INFORMATION SHOWN
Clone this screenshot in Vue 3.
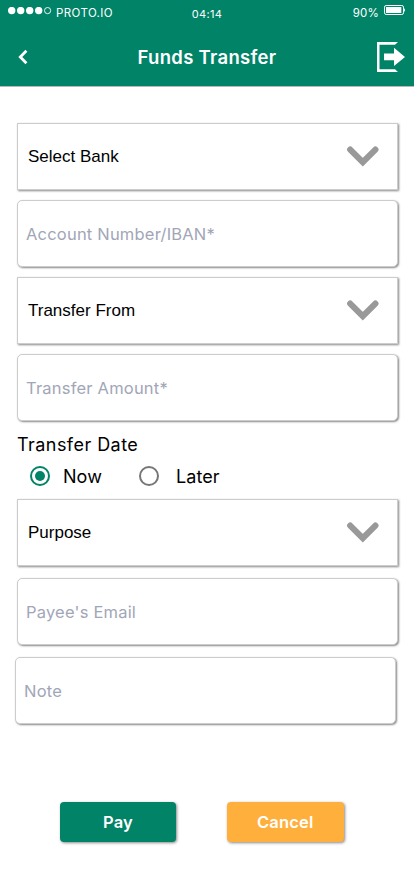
<script setup>
import { ref } from 'vue'

const when = ref('now')
const dates = [
  { id: 'now', label: 'Now' },
  { id: 'later', label: 'Later' },
]
const topFields = [
  { label: 'Select Bank', select: true },
  { label: 'Account Number/IBAN*' },
  { label: 'Transfer From', select: true },
  { label: 'Transfer Amount*' },
]
const bottomFields = [
  { label: 'Purpose', select: true },
  { label: "Payee's Email" },
  { label: 'Note', shifted: true },
]
</script>

<template>
  <div class="screen">
    <header class="header">
      <div class="status">
        <div class="carrier">
          <svg class="signal" width="44" height="8" viewBox="0 0 44 8">
            <circle v-for="n in 4" :key="n" :cx="n * 9 - 5.3" cy="3.6" r="3.7" fill="#fff" />
            <circle cx="39.6" cy="3.6" r="3.1" fill="none" stroke="#fff" stroke-width="0.9" />
          </svg>
          <span class="carrier-name">PROTO.IO</span>
        </div>
        <span class="clock">04:14</span>
        <div class="power">
          <span class="percent">90%</span>
          <svg class="battery" width="22" height="10" viewBox="0 0 22 10">
            <rect x="0.5" y="0.5" width="19" height="9" rx="1.7" fill="none" stroke="#fff" />
            <rect x="2" y="2" width="15.3" height="6" fill="#fff" />
            <path d="M20 3.2Q21 3.6 21 5T20 6.8Z" fill="#fff" />
          </svg>
        </div>
      </div>
      <div class="nav">
        <svg class="back" width="12" height="16" viewBox="0 0 12 16">
          <path d="M9.4 1.8L3.3 8L9.4 14.2" fill="none" stroke="#fff" stroke-width="2.8" />
        </svg>
        <h1 class="title">Funds Transfer</h1>
        <svg class="exit" width="28" height="30" viewBox="0 0 28 30">
          <path d="M0 0H21L18 2.7H2.5V27.3H18L21 30H0Z" fill="#fff" />
          <path d="M7 11.5H17V5.8L28 15L17 24V18.3H7Z" fill="#fff" />
        </svg>
      </div>
    </header>

    <main class="form">
      <div class="group">
        <div v-for="f in topFields" :key="f.label" class="field" :class="{ select: f.select }">
          <span class="text">{{ f.label }}</span>
          <svg v-if="f.select" class="chevron" width="33" height="22" viewBox="0 0 33 22">
            <path d="M4.2 3.6L16.8 16.2L29.4 3.6" fill="none" stroke="#999" stroke-width="6.2" stroke-linecap="round" />
          </svg>
        </div>
      </div>

      <div class="date-label">Transfer Date</div>
      <div class="radios">
        <div v-for="d in dates" :key="d.id" class="radio" :class="d.id" @click="when = d.id">
          <span class="ring" :class="{ on: when === d.id }"></span>
          <span>{{ d.label }}</span>
        </div>
      </div>

      <div class="group lower">
        <div
          v-for="f in bottomFields"
          :key="f.label"
          class="field"
          :class="{ select: f.select, shifted: f.shifted }"
        >
          <span class="text">{{ f.label }}</span>
          <svg v-if="f.select" class="chevron" width="33" height="22" viewBox="0 0 33 22">
            <path d="M4.2 3.6L16.8 16.2L29.4 3.6" fill="none" stroke="#999" stroke-width="6.2" stroke-linecap="round" />
          </svg>
        </div>
      </div>

      <div class="actions">
        <button class="btn pay">Pay</button>
        <button class="btn cancel">Cancel</button>
      </div>
    </main>
  </div>
</template>

<style>
body {
  background: #fff;
}
</style>

<style scoped>
.screen {
  width: 414px;
  height: 896px;
  overflow: hidden;
  background: #fff;
  font-family: Inter, "Liberation Sans", sans-serif;
  color: #000;
}
.header {
  box-sizing: border-box;
  height: 87px;
  background: #008367;
  border-bottom: 1px solid #b8b8b8;
  color: #fff;
}
.status {
  display: grid;
  grid-template-columns: 1fr auto 1fr;
  height: 27px;
  padding: 0 9px 0 8px;
  font-size: 11px;
  line-height: 14px;
}
.carrier,
.power {
  display: flex;
  align-items: flex-start;
}
.power {
  justify-content: flex-end;
}
.signal {
  margin-top: 7px;
}
.carrier-name {
  margin: 6px 0 0 4px;
  font-size: 11.5px;
  letter-spacing: 0.4px;
}
.clock {
  padding: 7px 0 0 1px;
  letter-spacing: 0.3px;
}
.percent {
  margin: 6px 5px 0 0;
  font-size: 11.5px;
  letter-spacing: 0.2px;
}
.battery {
  margin: 5px -1px 0 0;
}
.nav {
  display: grid;
  grid-template-columns: 28px 1fr 28px;
  align-items: center;
  height: 59px;
  padding: 0 9px 0 17px;
}
.title {
  margin: 0 0 0 -8px;
  text-align: center;
  font-size: 18.5px;
  line-height: 24px;
  font-weight: 600;
  letter-spacing: 0.3px;
}
.form {
  padding: 36px 16px 0 17px;
}
.group {
  display: flex;
  flex-direction: column;
  gap: 10px;
}
.lower {
  gap: 12px;
  margin-top: 12px;
}
.field {
  box-sizing: border-box;
  display: flex;
  align-items: center;
  justify-content: space-between;
  height: 67px;
  padding: 0 18px 0 8px;
  border: 1px solid #ccc;
  border-radius: 5px;
  box-shadow: 1px 1px 2px #888;
  background: #fff;
  color: #a1a6b7;
  font-size: 16.5px;
  letter-spacing: 0.2px;
}
.select {
  padding-left: 10px;
  border-radius: 0;
  color: #000;
  font-family: "Liberation Sans", Arial, sans-serif;
  font-size: 17px;
  letter-spacing: 0;
}
.shifted {
  margin: 0 2px 0 -2px;
}
.date-label {
  margin-top: 12px;
  font-size: 18px;
  line-height: 24px;
  letter-spacing: 0.45px;
}
.radios {
  display: flex;
  align-items: center;
  height: 22px;
  margin-top: 8px;
  padding-left: 13px;
  font-size: 18px;
  letter-spacing: 0.05px;
}
.radio {
  display: flex;
  align-items: center;
  gap: 13px;
  width: 109px;
}
.later {
  gap: 17px;
}
.ring {
  box-sizing: border-box;
  display: grid;
  place-items: center;
  width: 20px;
  height: 20px;
  border: 2px solid #777;
  border-radius: 50%;
}
.ring.on {
  border-color: #008367;
}
.ring.on::after {
  content: "";
  width: 10px;
  height: 10px;
  border-radius: 50%;
  background: #008367;
}
.actions {
  display: flex;
  gap: 51px;
  margin: 78px 0 0 43px;
}
.btn {
  width: 116px;
  height: 40px;
  padding: 0;
  border: 0;
  border-radius: 4px;
  box-shadow: 1px 1px 3px #888;
  color: #fff;
  font: 600 16.5px/40px Inter, "Liberation Sans", sans-serif;
  letter-spacing: 0.2px;
}
.pay {
  background: #008367;
}
.cancel {
  width: 116.5px;
  background: #ffaf3c;
}
</style>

EXERCISE DETAILS
Return all of the data exactly as written, and drop the pictures.

SOLUTION BELOW
Clone this screenshot in Vue 3.
<script setup>
import { ref } from 'vue'

const when = ref('now')
const dates = [
  { id: 'now', label: 'Now' },
  { id: 'later', label: 'Later' },
]
const topFields = [
  { label: 'Select Bank', select: true },
  { label: 'Account Number/IBAN*' },
  { label: 'Transfer From', select: true },
  { label: 'Transfer Amount*' },
]
const bottomFields = [
  { label: 'Purpose', select: true },
  { label: "Payee's Email" },
  { label: 'Note', shifted: true },
]
</script>

<template>
  <div class="screen">
    <header class="header">
      <div class="status">
        <div class="carrier">
          <svg class="signal" width="44" height="8" viewBox="0 0 44 8">
            <circle v-for="n in 4" :key="n" :cx="n * 9 - 5.3" cy="3.6" r="3.7" fill="#fff" />
            <circle cx="39.6" cy="3.6" r="3.1" fill="none" stroke="#fff" stroke-width="0.9" />
          </svg>
          <span class="carrier-name">PROTO.IO</span>
        </div>
        <span class="clock">04:14</span>
        <div class="power">
          <span class="percent">90%</span>
          <svg class="battery" width="22" height="10" viewBox="0 0 22 10">
            <rect x="0.5" y="0.5" width="19" height="9" rx="1.7" fill="none" stroke="#fff" />
            <rect x="2" y="2" width="15.3" height="6" fill="#fff" />
            <path d="M20 3.2Q21 3.6 21 5T20 6.8Z" fill="#fff" />
          </svg>
        </div>
      </div>
      <div class="nav">
        <svg class="back" width="12" height="16" viewBox="0 0 12 16">
          <path d="M9.4 1.8L3.3 8L9.4 14.2" fill="none" stroke="#fff" stroke-width="2.8" />
        </svg>
        <h1 class="title">Funds Transfer</h1>
        <svg class="exit" width="28" height="30" viewBox="0 0 28 30">
          <path d="M0 0H21L18 2.7H2.5V27.3H18L21 30H0Z" fill="#fff" />
          <path d="M7 11.5H17V5.8L28 15L17 24V18.3H7Z" fill="#fff" />
        </svg>
      </div>
    </header>

    <main class="form">
      <div class="group">
        <div v-for="f in topFields" :key="f.label" class="field" :class="{ select: f.select }">
          <span class="text">{{ f.label }}</span>
          <svg v-if="f.select" class="chevron" width="33" height="22" viewBox="0 0 33 22">
            <path d="M4.2 3.6L16.8 16.2L29.4 3.6" fill="none" stroke="#999" stroke-width="6.2" stroke-linecap="round" />
          </svg>
        </div>
      </div>

      <div class="date-label">Transfer Date</div>
      <div class="radios">
        <div v-for="d in dates" :key="d.id" class="radio" :class="d.id" @click="when = d.id">
          <span class="ring" :class="{ on: when === d.id }"></span>
          <span>{{ d.label }}</span>
        </div>
      </div>

      <div class="group lower">
        <div
          v-for="f in bottomFields"
          :key="f.label"
          class="field"
          :class="{ select: f.select, shifted: f.shifted }"
        >
          <span class="text">{{ f.label }}</span>
          <svg v-if="f.select" class="chevron" width="33" height="22" viewBox="0 0 33 22">
            <path d="M4.2 3.6L16.8 16.2L29.4 3.6" fill="none" stroke="#999" stroke-width="6.2" stroke-linecap="round" />
          </svg>
        </div>
      </div>

      <div class="actions">
        <button class="btn pay">Pay</button>
        <button class="btn cancel">Cancel</button>
      </div>
    </main>
  </div>
</template>

<style>
body {
  background: #fff;
}
</style>

<style scoped>
.screen {
  width: 414px;
  height: 896px;
  overflow: hidden;
  background: #fff;
  font-family: Inter, "Liberation Sans", sans-serif;
  color: #000;
}
.header {
  box-sizing: border-box;
  height: 87px;
  background: #008367;
  border-bottom: 1px solid #b8b8b8;
  color: #fff;
}
.status {
  display: grid;
  grid-template-columns: 1fr auto 1fr;
  height: 27px;
  padding: 0 9px 0 8px;
  font-size: 11px;
  line-height: 14px;
}
.carrier,
.power {
  display: flex;
  align-items: flex-start;
}
.power {
  justify-content: flex-end;
}
.signal {
  margin-top: 7px;
}
.carrier-name {
  margin: 6px 0 0 4px;
  font-size: 11.5px;
  letter-spacing: 0.4px;
}
.clock {
  padding: 7px 0 0 1px;
  letter-spacing: 0.3px;
}
.percent {
  margin: 6px 5px 0 0;
  font-size: 11.5px;
  letter-spacing: 0.2px;
}
.battery {
  margin: 5px -1px 0 0;
}
.nav {
  display: grid;
  grid-template-columns: 28px 1fr 28px;
  align-items: center;
  height: 59px;
  padding: 0 9px 0 17px;
}
.title {
  margin: 0 0 0 -8px;
  text-align: center;
  font-size: 18.5px;
  line-height: 24px;
  font-weight: 600;
  letter-spacing: 0.3px;
}
.form {
  padding: 36px 16px 0 17px;
}
.group {
  display: flex;
  flex-direction: column;
  gap: 10px;
}
.lower {
  gap: 12px;
  margin-top: 12px;
}
.field {
  box-sizing: border-box;
  display: flex;
  align-items: center;
  justify-content: space-between;
  height: 67px;
  padding: 0 18px 0 8px;
  border: 1px solid #ccc;
  border-radius: 5px;
  box-shadow: 1px 1px 2px #888;
  background: #fff;
  color: #a1a6b7;
  font-size: 16.5px;
  letter-spacing: 0.2px;
}
.select {
  padding-left: 10px;
  border-radius: 0;
  color: #000;
  font-family: "Liberation Sans", Arial, sans-serif;
  font-size: 17px;
  letter-spacing: 0;
}
.shifted {
  margin: 0 2px 0 -2px;
}
.date-label {
  margin-top: 12px;
  font-size: 18px;
  line-height: 24px;
  letter-spacing: 0.45px;
}
.radios {
  display: flex;
  align-items: center;
  height: 22px;
  margin-top: 8px;
  padding-left: 13px;
  font-size: 18px;
  letter-spacing: 0.05px;
}
.radio {
  display: flex;
  align-items: center;
  gap: 13px;
  width: 109px;
}
.later {
  gap: 17px;
}
.ring {
  box-sizing: border-box;
  display: grid;
  place-items: center;
  width: 20px;
  height: 20px;
  border: 2px solid #777;
  border-radius: 50%;
}
.ring.on {
  border-color: #008367;
}
.ring.on::after {
  content: "";
  width: 10px;
  height: 10px;
  border-radius: 50%;
  background: #008367;
}
.actions {
  display: flex;
  gap: 51px;
  margin: 78px 0 0 43px;
}
.btn {
  width: 116px;
  height: 40px;
  padding: 0;
  border: 0;
  border-radius: 4px;
  box-shadow: 1px 1px 3px #888;
  color: #fff;
  font: 600 16.5px/40px Inter, "Liberation Sans", sans-serif;
  letter-spacing: 0.2px;
}
.pay {
  background: #008367;
}
.cancel {
  width: 116.5px;
  background: #ffaf3c;
}
</style>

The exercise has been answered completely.